— Begin —

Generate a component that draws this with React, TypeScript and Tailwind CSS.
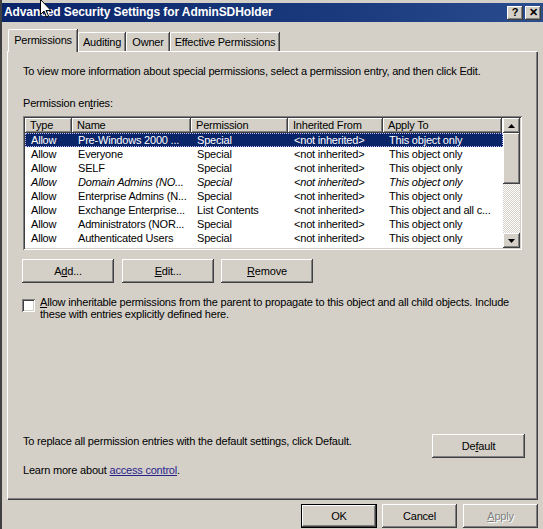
import React from 'react';

const raised =
  'bg-[#d4d0c8] shadow-[inset_-1px_-1px_0_#404040,inset_1px_1px_0_#ffffff,inset_-2px_-2px_0_#808080,inset_2px_2px_0_#d4d0c8]';

const rows = [
  ['Allow', 'Pre-Windows 2000 ...', 'Special', '<not inherited>', 'This object only'],
  ['Allow', 'Everyone', 'Special', '<not inherited>', 'This object only'],
  ['Allow', 'SELF', 'Special', '<not inherited>', 'This object only'],
  ['Allow', 'Domain Admins (NO...', 'Special', '<not inherited>', 'This object only'],
  ['Allow', 'Enterprise Admins (N...', 'Special', '<not inherited>', 'This object only'],
  ['Allow', 'Exchange Enterprise...', 'List Contents', '<not inherited>', 'This object and all c...'],
  ['Allow', 'Administrators (NOR...', 'Special', '<not inherited>', 'This object only'],
  ['Allow', 'Authenticated Users', 'Special', '<not inherited>', 'This object only'],
  ['Allow', 'SYSTEM', 'Full Control', '<not inherited>', 'This object only'],
];

const cols = [
  { label: 'Type', w: 'w-[47px]' },
  { label: 'Name', w: 'w-[119px]' },
  { label: 'Permission', w: 'w-[97px]' },
  { label: 'Inherited From', w: 'w-[95px]' },
  { label: 'Apply To', w: 'w-[119px]' },
];

function Btn({ children, className = '' }: { children: React.ReactNode; className?: string }) {
  return (
    <div className={`${raised} h-[24px] flex items-center justify-center ${className}`}>{children}</div>
  );
}

function Arrow({ down }: { down?: boolean }) {
  return (
    <div className={`${raised} w-[17px] h-[15px] flex items-center justify-center`}>
      <svg width="7" height="4" viewBox="0 0 7 4">
        {down ? <path d="M0 0h7L3.5 4z" fill="#000" /> : <path d="M0 4h7L3.5 0z" fill="#000" />}
      </svg>
    </div>
  );
}

export default function App() {
  return (
    <div className="relative w-[543px] h-[529px] overflow-hidden bg-[#d4d0c8] border-l-2 border-l-[#404040] pt-[3px] font-['Liberation_Sans',Arial,sans-serif] text-[11px] leading-[13px] tracking-[-0.2px] text-black">
      {/* title bar */}
      <div className="h-[19px] flex items-center justify-between pl-[2px] pr-[2px] bg-[linear-gradient(90deg,#0a246a,#1d3d80_70%,#2a4d8f)]">
        <span className="text-white font-bold text-[12px] tracking-[-0.1px]">Advanced Security Settings for AdminSDHolder</span>
        <div className="flex gap-[2px] tracking-normal">
          <div className={`${raised} w-[16px] h-[14px] flex items-center justify-center font-bold text-[11px]`}>?</div>
          <div className={`${raised} w-[16px] h-[14px] flex items-center justify-center font-bold text-[11px]`}>✕</div>
        </div>
      </div>

      {/* tabs */}
      <div className="relative z-10 flex items-end ml-[6px] mt-[7px] h-[22px]">
        <div className="-mb-[1px] h-[23px] w-[69px] bg-[#d4d0c8] border-t border-l border-white rounded-tl-[2px] shadow-[inset_-1px_0_0_#808080,1px_0_0_#404040] flex items-center justify-center pb-[2px]">
          Permissions
        </div>
        {[
          ['Auditing', 'w-[47px]'],
          ['Owner', 'w-[43px]'],
          ['Effective Permissions', 'w-[109px]'],
        ].map(([t, w]) => (
          <div
            key={t}
            className={`${w} h-[19px] ml-[1px] border-t border-l border-white rounded-tl-[2px] shadow-[inset_-1px_0_0_#808080,1px_0_0_#404040] flex items-center justify-center`}
          >
            {t}
          </div>
        ))}
      </div>

      {/* tab page */}
      <div className="ml-[5px] w-[530px] h-[448px] border-t border-l border-white shadow-[inset_-1px_-1px_0_#808080,1px_1px_0_#404040] flex flex-col pl-[15px] pr-[12px] pb-[22px]">
        <div className="mt-[13px]">To view more information about special permissions, select a permission entry, and then click Edit.</div>
        <div className="mt-[19px]">
          Permission en<span className="underline">t</span>ries:
        </div>

        {/* list */}
        <div className="mt-[6px] w-[499px] h-[134px] p-[2px] bg-white shadow-[inset_1px_1px_0_#808080,inset_-1px_-1px_0_#ffffff,inset_2px_2px_0_#404040,inset_-2px_-2px_0_#d4d0c8] flex overflow-hidden">
          <div className="flex-1 flex flex-col overflow-hidden">
            <div className="flex h-[15px] shrink-0">
              {cols.map((c) => (
                <div
                  key={c.label}
                  className={`${c.w} ${raised} shrink-0 pl-[5px] flex items-center`}
                >
                  {c.label}
                </div>
              ))}
            </div>
            {rows.map((r, i) => (
              <div
                key={i}
                className={`flex h-[14px] shrink-0 items-center ${
                  i === 0
                    ? 'bg-[#0a246a] text-white outline-1 outline-dotted -outline-offset-1 outline-[#c0c0ff]'
                    : ''
                } ${i === 3 ? 'italic' : ''}`}
              >
                {r.map((cell, j) => (
                  <div key={j} className={`${cols[j].w} shrink-0 pl-[6px] whitespace-nowrap overflow-hidden`}>
                    {cell}
                  </div>
                ))}
              </div>
            ))}
          </div>
          {/* scrollbar */}
          <div className="w-[17px] flex flex-col shrink-0">
            <Arrow />
            <div className={`${raised} h-[51px]`} />
            <div className="flex-1 bg-[repeating-conic-gradient(#ffffff_0_25%,#d4d0c8_0_50%)] bg-[length:2px_2px]" />
            <Arrow down />
          </div>
        </div>

        {/* buttons */}
        <div className="mt-[9px] flex -ml-[1px]">
          <Btn className="w-[92px]">
            A<span className="underline">d</span>d...
          </Btn>
          <Btn className="w-[92px] ml-[8px]">
            <span className="underline">E</span>dit...
          </Btn>
          <Btn className="w-[92px] ml-[7px]">
            <span className="underline">R</span>emove
          </Btn>
        </div>

        {/* checkbox */}
        <div className="mt-[13px] flex items-start">
          <div className="mt-[3px] -ml-[1px] w-[13px] h-[13px] shrink-0 bg-white shadow-[inset_1px_1px_0_#808080,inset_-1px_-1px_0_#ffffff,inset_2px_2px_0_#404040,inset_-2px_-2px_0_#d4d0c8]" />
          <div className="ml-[5px] leading-[12px] whitespace-nowrap">
            <span className="underline">A</span>llow inheritable permissions from the parent to propagate to this object and all child objects. Include
            <br />
            these with entries explicitly defined here.
          </div>
        </div>

        {/* bottom of page */}
        <div className="mt-auto flex items-start justify-between">
          <div className="pt-[1px]">To replace all permission entries with the default settings, click Default.</div>
          <Btn className="w-[93px]">
            De<span className="underline">f</span>ault
          </Btn>
        </div>
        <div className="mt-[6px]">
          Learn more about <span className="underline text-[#28238a]">access control</span>.
        </div>
      </div>

      {/* dialog buttons */}
      <div className="mt-[5px] ml-[299px] flex">
        <div className="w-[76px] h-[24px] border border-black">
          <div className={`${raised} h-full flex items-center justify-center`}>OK</div>
        </div>
        <Btn className="w-[75px] ml-[5px]">Cancel</Btn>
        <Btn className="w-[75px] ml-[6px] text-[#808080] [text-shadow:1px_1px_0_#ffffff]">
          <span className="underline">A</span>pply
        </Btn>
      </div>

      {/* mouse pointer */}
      <svg className="absolute left-[38px] top-[-1px]" width="12" height="19" viewBox="0 0 12 19">
        <path d="M0.5 0.5v15l3.5-3.5 2.5 6 2-1-2.5-5.5h5z" fill="#fff" stroke="#000" strokeWidth="1" />
      </svg>
    </div>
  );
}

— End —

• **YOUR OBJECTIVE**:
Look through the data and show every line containing "React".

• **SOLUTION TO THIS TASK**:
Generate a component that draws this with React, TypeScript and Tailwind CSS.
import React from 'react';
function Btn({ children, className = '' }: { children: React.ReactNode; className?: string }) {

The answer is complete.